YOUR GOAL: Return the records that follow unaltered. Omit every picture.

Rows from a dataset of pages and code:
## BEGIN

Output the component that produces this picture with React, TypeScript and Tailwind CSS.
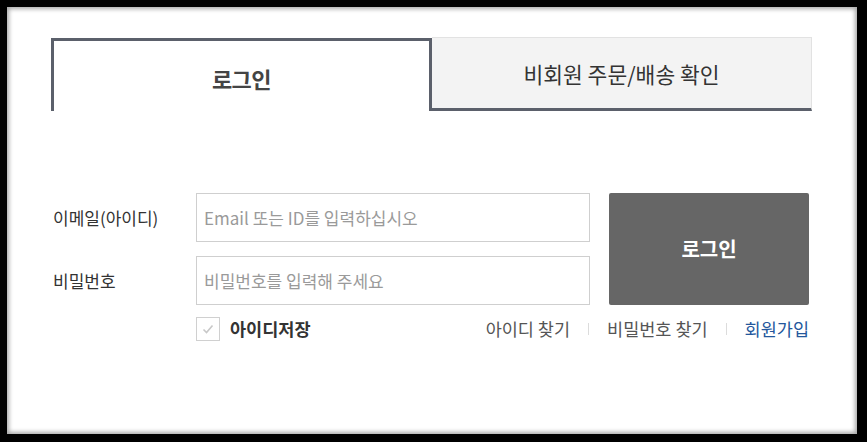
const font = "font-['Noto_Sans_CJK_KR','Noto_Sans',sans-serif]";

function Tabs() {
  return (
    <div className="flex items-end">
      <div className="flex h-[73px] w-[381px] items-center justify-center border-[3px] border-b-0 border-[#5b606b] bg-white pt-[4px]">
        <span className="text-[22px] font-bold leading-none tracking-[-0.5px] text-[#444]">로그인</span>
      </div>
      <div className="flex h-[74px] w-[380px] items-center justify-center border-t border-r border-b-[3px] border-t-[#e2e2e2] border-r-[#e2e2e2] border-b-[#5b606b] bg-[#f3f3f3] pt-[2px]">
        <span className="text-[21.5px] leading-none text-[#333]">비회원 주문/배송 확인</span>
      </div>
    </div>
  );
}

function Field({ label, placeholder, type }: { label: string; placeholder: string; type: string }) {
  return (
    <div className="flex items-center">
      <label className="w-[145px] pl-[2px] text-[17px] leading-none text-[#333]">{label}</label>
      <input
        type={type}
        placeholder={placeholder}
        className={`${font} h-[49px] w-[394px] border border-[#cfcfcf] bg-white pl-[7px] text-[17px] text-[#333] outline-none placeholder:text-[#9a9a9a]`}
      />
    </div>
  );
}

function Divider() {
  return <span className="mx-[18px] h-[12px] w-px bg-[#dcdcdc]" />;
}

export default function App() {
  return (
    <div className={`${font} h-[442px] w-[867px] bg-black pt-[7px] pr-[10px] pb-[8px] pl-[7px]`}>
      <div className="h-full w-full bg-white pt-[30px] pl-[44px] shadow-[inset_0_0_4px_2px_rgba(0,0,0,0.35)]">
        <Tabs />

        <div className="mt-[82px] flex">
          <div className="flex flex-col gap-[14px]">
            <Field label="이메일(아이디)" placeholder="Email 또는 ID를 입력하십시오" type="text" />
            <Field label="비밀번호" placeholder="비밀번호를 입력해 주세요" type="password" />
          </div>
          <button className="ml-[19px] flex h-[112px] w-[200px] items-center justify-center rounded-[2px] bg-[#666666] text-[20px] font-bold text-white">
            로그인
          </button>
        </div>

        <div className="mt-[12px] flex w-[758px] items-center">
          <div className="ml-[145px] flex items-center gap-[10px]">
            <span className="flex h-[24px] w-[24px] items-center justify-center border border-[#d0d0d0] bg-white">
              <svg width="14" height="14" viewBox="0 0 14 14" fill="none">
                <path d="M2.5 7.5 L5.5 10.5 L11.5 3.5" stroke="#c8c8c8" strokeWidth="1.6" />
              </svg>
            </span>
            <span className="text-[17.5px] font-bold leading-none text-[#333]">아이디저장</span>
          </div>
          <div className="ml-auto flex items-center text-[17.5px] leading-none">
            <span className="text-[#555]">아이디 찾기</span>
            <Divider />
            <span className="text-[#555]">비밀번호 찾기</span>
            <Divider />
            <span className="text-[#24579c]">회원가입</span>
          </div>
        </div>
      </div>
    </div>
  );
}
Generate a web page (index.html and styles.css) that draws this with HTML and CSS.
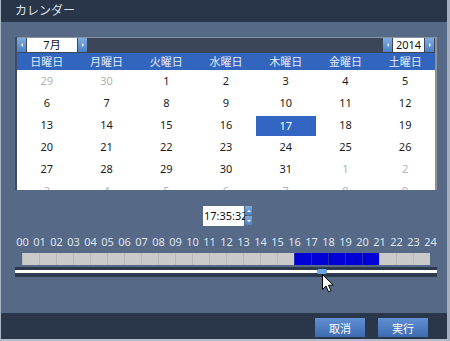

## END

ANSWER:
Output the component that produces this picture with React, TypeScript and Tailwind CSS.
const font = "font-['Noto_Sans_CJK_KR','Noto_Sans',sans-serif]";

function Tabs() {
  return (
    <div className="flex items-end">
      <div className="flex h-[73px] w-[381px] items-center justify-center border-[3px] border-b-0 border-[#5b606b] bg-white pt-[4px]">
        <span className="text-[22px] font-bold leading-none tracking-[-0.5px] text-[#444]">로그인</span>
      </div>
      <div className="flex h-[74px] w-[380px] items-center justify-center border-t border-r border-b-[3px] border-t-[#e2e2e2] border-r-[#e2e2e2] border-b-[#5b606b] bg-[#f3f3f3] pt-[2px]">
        <span className="text-[21.5px] leading-none text-[#333]">비회원 주문/배송 확인</span>
      </div>
    </div>
  );
}

function Field({ label, placeholder, type }: { label: string; placeholder: string; type: string }) {
  return (
    <div className="flex items-center">
      <label className="w-[145px] pl-[2px] text-[17px] leading-none text-[#333]">{label}</label>
      <input
        type={type}
        placeholder={placeholder}
        className={`${font} h-[49px] w-[394px] border border-[#cfcfcf] bg-white pl-[7px] text-[17px] text-[#333] outline-none placeholder:text-[#9a9a9a]`}
      />
    </div>
  );
}

function Divider() {
  return <span className="mx-[18px] h-[12px] w-px bg-[#dcdcdc]" />;
}

export default function App() {
  return (
    <div className={`${font} h-[442px] w-[867px] bg-black pt-[7px] pr-[10px] pb-[8px] pl-[7px]`}>
      <div className="h-full w-full bg-white pt-[30px] pl-[44px] shadow-[inset_0_0_4px_2px_rgba(0,0,0,0.35)]">
        <Tabs />

        <div className="mt-[82px] flex">
          <div className="flex flex-col gap-[14px]">
            <Field label="이메일(아이디)" placeholder="Email 또는 ID를 입력하십시오" type="text" />
            <Field label="비밀번호" placeholder="비밀번호를 입력해 주세요" type="password" />
          </div>
          <button className="ml-[19px] flex h-[112px] w-[200px] items-center justify-center rounded-[2px] bg-[#666666] text-[20px] font-bold text-white">
            로그인
          </button>
        </div>

        <div className="mt-[12px] flex w-[758px] items-center">
          <div className="ml-[145px] flex items-center gap-[10px]">
            <span className="flex h-[24px] w-[24px] items-center justify-center border border-[#d0d0d0] bg-white">
              <svg width="14" height="14" viewBox="0 0 14 14" fill="none">
                <path d="M2.5 7.5 L5.5 10.5 L11.5 3.5" stroke="#c8c8c8" strokeWidth="1.6" />
              </svg>
            </span>
            <span className="text-[17.5px] font-bold leading-none text-[#333]">아이디저장</span>
          </div>
          <div className="ml-auto flex items-center text-[17.5px] leading-none">
            <span className="text-[#555]">아이디 찾기</span>
            <Divider />
            <span className="text-[#555]">비밀번호 찾기</span>
            <Divider />
            <span className="text-[#24579c]">회원가입</span>
          </div>
        </div>
      </div>
    </div>
  );
}
Generate a web page (index.html and styles.css) that draws this with HTML and CSS.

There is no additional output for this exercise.